Brand dilution due to over-stretch – Strong brands, as is well known, provide companies with a very powerful tool to enter newer markets with limited investments by leveraging their strong brand equity. It gives companies numerous revenue streams. Given this simple but strong fact, it is not a surprise that most of the strong brands in the world have leveraged their brand equity and extended their brands into newer product categories, newer markets and even newer market segments.

The examples that immediately come to mind are those of Calvin Klein and Pierre Cardin. One of the many reasons that these brands diluted their brand equity was because they used their brand names on a very wide range of products. One of the main factors that make fashion houses and their products premium are their exclusivity. By franchising their brand names to literally everything, these brands lost a significant portion of their strong brand equity.

Managing brand architecture – Given Armani’s portfolio of brands within the fashion segment, as in many of the other markets that it operates in, effectively managing this portfolio of brands will prove to be the biggest challenge in the future. As the brand moves into different territories, interacts with different sets

of customers, and represents different personalities, it becomes quite a task for maintaining consistency across all of its marketing communications and other activities.

Maintaining financial independence – Armani is a rarity from a financial perspective as well. Giorgio Armani has been the only shareholder of the company from its inception till now. Armani has not taken any bank loans either. Having this financial independence has helped Armani immensely as the company tests newer territories. With no pressures from shareholders and without having to bother about meeting quarterly targets, Armani has been able to operate quite successfully.

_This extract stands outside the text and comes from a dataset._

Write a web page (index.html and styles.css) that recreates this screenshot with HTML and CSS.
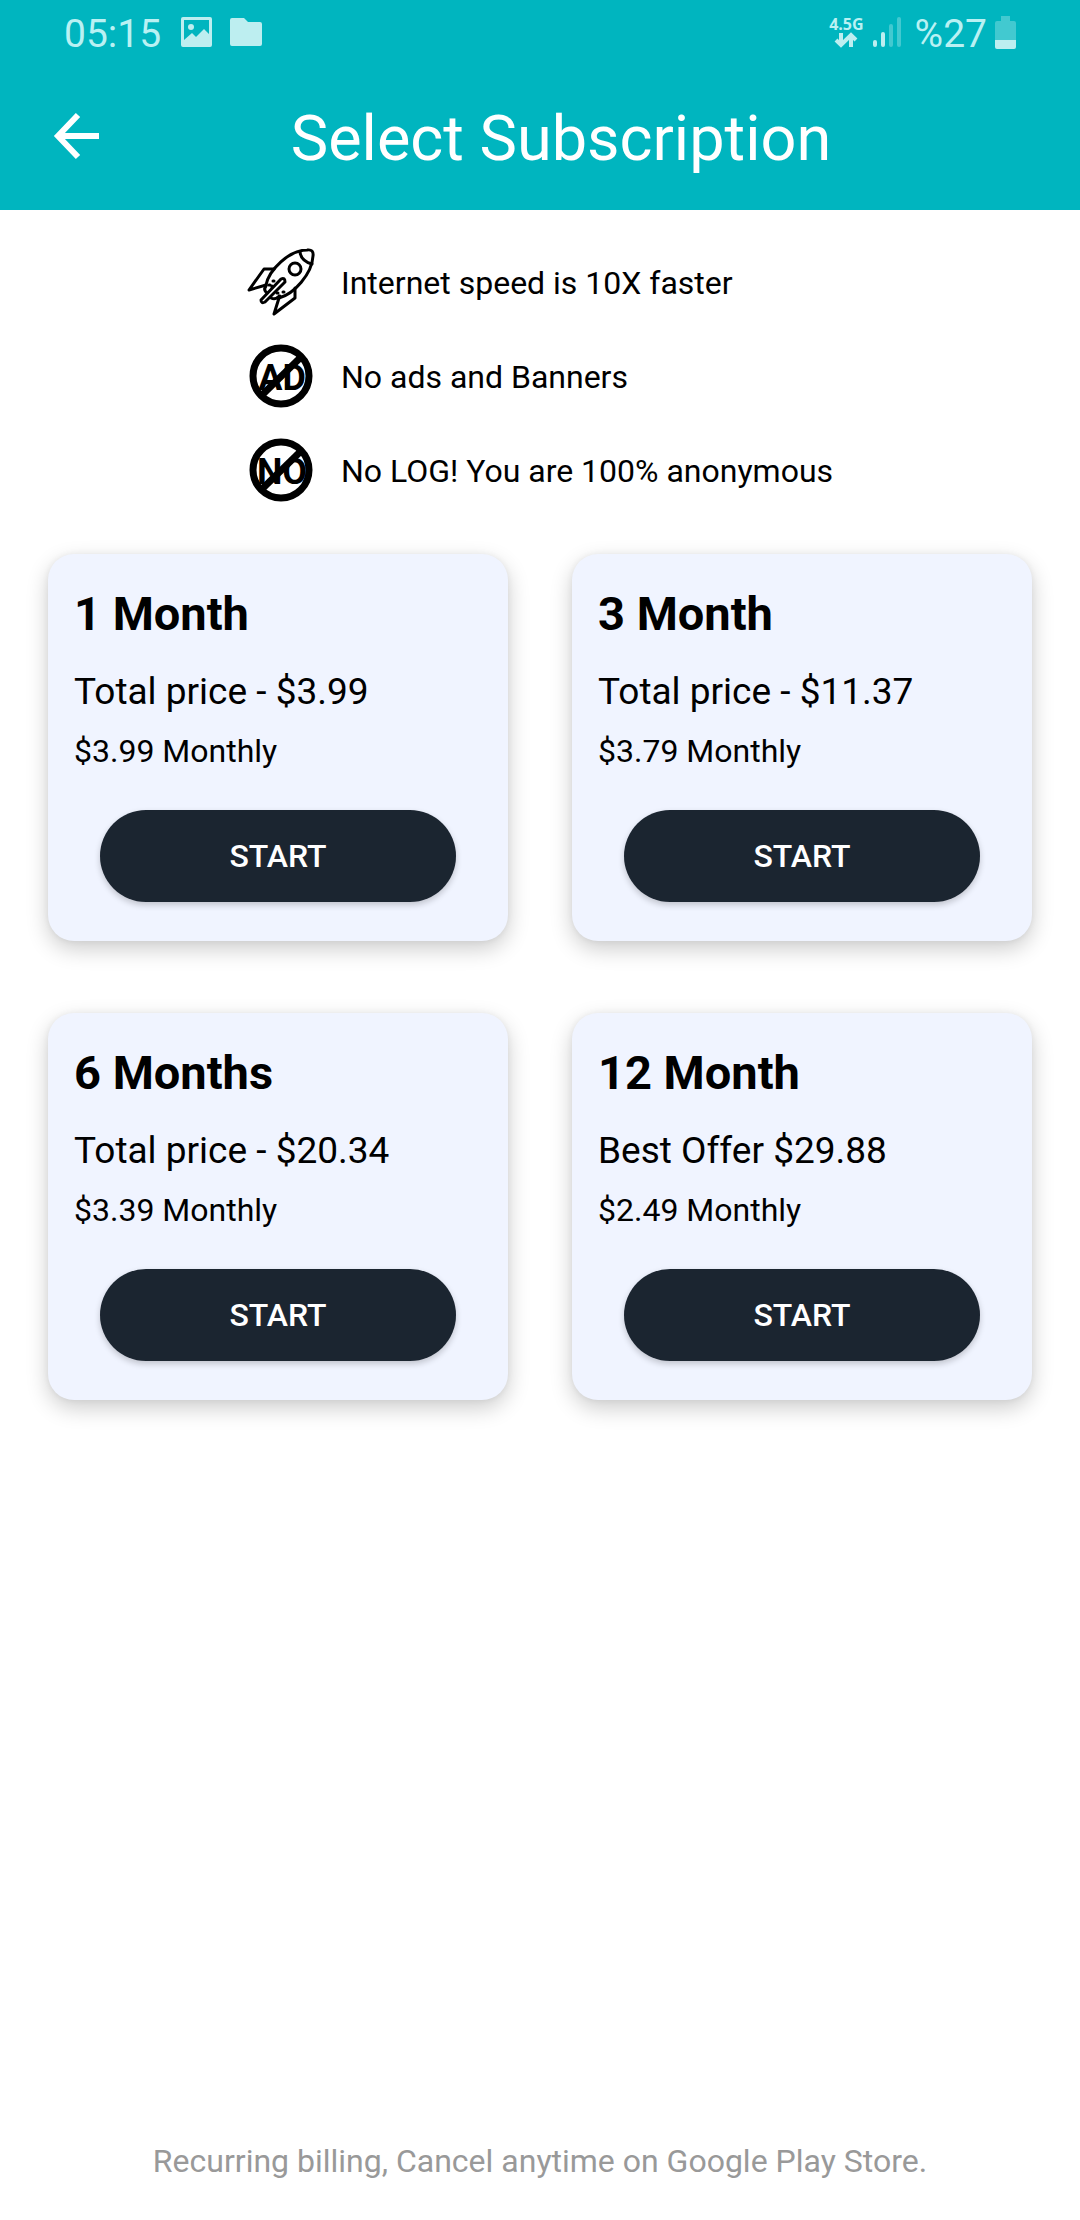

But to continue as a one man company in the future could be quite difficult. With consolidation happening in many industries, it might just be a matter of time that it catches up with the fashion industry as well. When such a thing happens, it could pose a big challenge to the working style of Armani and its continued success.

Sustaining consistent brand personality – One of the main aspects of a fashion brand is its personality and its identity in the marketplace. Building and sustaining a personality that is relevant and one that resonates with the customer base is one of the most difficult aspects of building a strong brand. Armani, with its presence in diverse markets, a very wide brand portfolio, and interacting with diverse set of customers, faces this huge challenge of building a relevant and resonant personality.